Miss Mousie's Blind Date
- Front cover of Miss Mousie's Blind Date
- Author: Tim Beiser
- Illustrator: Rachel Berman
- Language: English
- Genre: Children's literature
- Publisher: Tundra Books
- Publication date: October 2012
- Publication place: Canada
- Media type: Print
- Pages: 24 (first edition)
- ISBN: 978-1-77049-251-6

= Miss Mousie's Blind Date =

Children's book by Tim Beiser

Miss Mousie's Blind Date is a book by Canadian children's book author Tim Beiser, illustrated by Canadian painter Rachel Berman. It was published by Tundra Books in October 2012.

== Synopsis ==

When Miss Mousie's eyes alight on handsome Matt laBatt, the water rat, in the deli, all she can think about is how to catch his attention. Should she try to speak, bat her eyelashes, drop her hankie? But the water rat breaks the spell by insulting Miss Mousie in front of Mole, the deli-owner.
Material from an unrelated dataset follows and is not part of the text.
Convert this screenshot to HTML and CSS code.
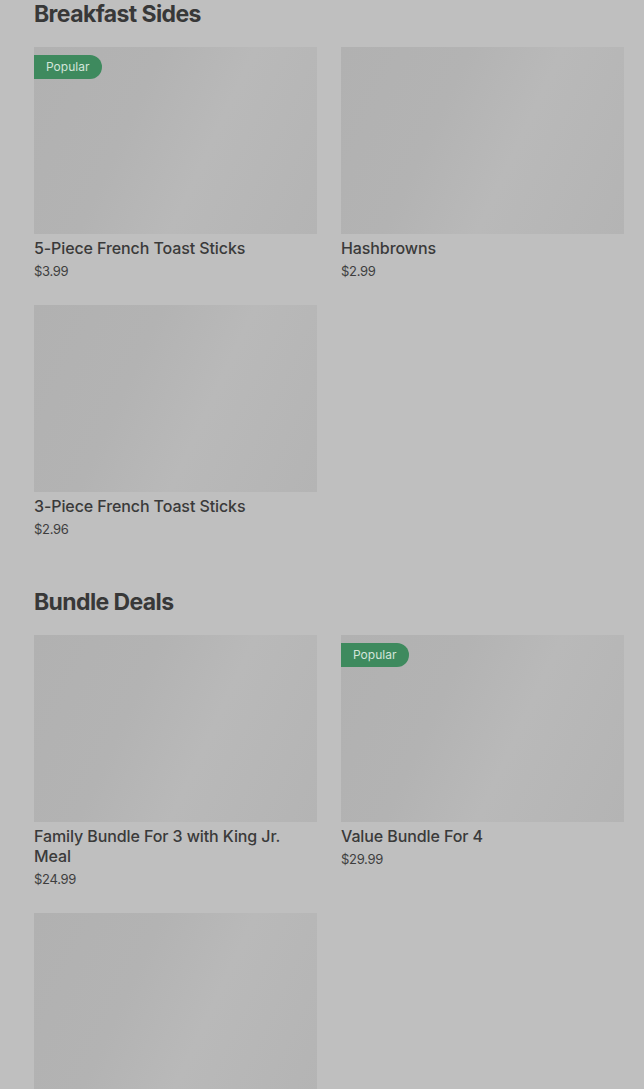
FILE: index.html
```html
<!DOCTYPE html>
<html lang="en">
<head>
<meta charset="utf-8">
<title>Menu</title>
<link rel="stylesheet" href="styles.css">
</head>
<body>
<main class="page">
  <section class="section">
    <h2 class="section-title">Breakfast Sides</h2>
    <div class="grid">
      <div class="card">
        <div class="thumb"><span class="badge">Popular</span></div>
        <div class="name">5-Piece French Toast Sticks</div>
        <div class="price">$3.99</div>
      </div>
      <div class="card">
        <div class="thumb"></div>
        <div class="name">Hashbrowns</div>
        <div class="price">$2.99</div>
      </div>
      <div class="card">
        <div class="thumb"></div>
        <div class="name">3-Piece French Toast Sticks</div>
        <div class="price">$2.96</div>
      </div>
    </div>
  </section>
  <section class="section">
    <h2 class="section-title">Bundle Deals</h2>
    <div class="grid">
      <div class="card">
        <div class="thumb"></div>
        <div class="name">Family Bundle For 3 with King Jr. Meal</div>
        <div class="price">$24.99</div>
      </div>
      <div class="card">
        <div class="thumb"><span class="badge">Popular</span></div>
        <div class="name">Value Bundle For 4</div>
        <div class="price">$29.99</div>
      </div>
      <div class="card">
        <div class="thumb"></div>
      </div>
    </div>
  </section>
</main>
</body>
</html>
```
FILE: styles.css
```css
html, body {
  margin: 0;
  padding: 0;
  background: #bfbfbf;
}
body {
  font-family: Inter, "Noto Sans", sans-serif;
  color: #3a3a3a;
}
.page {
  padding: 0 20px 0 34px;
}
.section {
  margin-bottom: 49px;
}
.section-title {
  margin: 0 0 19px;
  font-size: 23px;
  line-height: 28px;
  font-weight: 700;
  letter-spacing: -0.6px;
  color: #383838;
}
.grid {
  display: grid;
  grid-template-columns: 283px 283px;
  column-gap: 24px;
  row-gap: 24px;
}
.card {
  display: flex;
  flex-direction: column;
}
.thumb {
  position: relative;
  height: 187px;
  background: linear-gradient(115deg, #b1b1b1 0%, #b3b3b3 35%, #b9b9b9 60%, #b4b4b4 100%);
  margin-bottom: 4px;
}
.badge {
  position: absolute;
  top: 8px;
  left: 0;
  height: 24px;
  line-height: 24px;
  padding: 0 13px 0 12px;
  background: #3e8a5e;
  color: #d3e5da;
  font-size: 12px;
  border-radius: 0 12px 12px 0;
}
.name {
  font-size: 16px;
  line-height: 20px;
  font-weight: 500;
  letter-spacing: -0.1px;
  color: #3a3a3a;
  padding-right: 30px;
}
.price {
  margin-top: 3px;
  font-size: 13px;
  line-height: 20px;
  letter-spacing: -0.3px;
  color: #3e3e3e;
}
```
Fleeing home to her burrow in shame, Miss Mousie soon receives an anonymous dinner invitation that sets her life on a whole new course:

"We've never met (at least not yet),
but dear, tonight at eight,
Would you agree to dine with me?
I'll be your mystery date."

== Critical reaction ==

According to critics, "Miss Mousie’s Blind Date is an adorable story of mouse love, with a quirky, dramatic main character that children will find funny. Miss Mousie is clumsy and insecure, but she has a big heart and an even bigger personality. The sentence structure is wonderful with smooth rhymes to be found within the sentences as well as at the end. The story rolls off the tongue, and is not too complex, or too long, to engage a child from start to finish." "Beiser's sprightly text has warmth, heart and a valuable lesson. Berman's pictures, in watercolor and gouache on rag, suggest Beatrix Potter, ably matching the crisp elegance of the story. Wonderful."

== Awards and recognitions ==

- Governor General's Award, Children's Literature Illustration, 2013 (Nominee).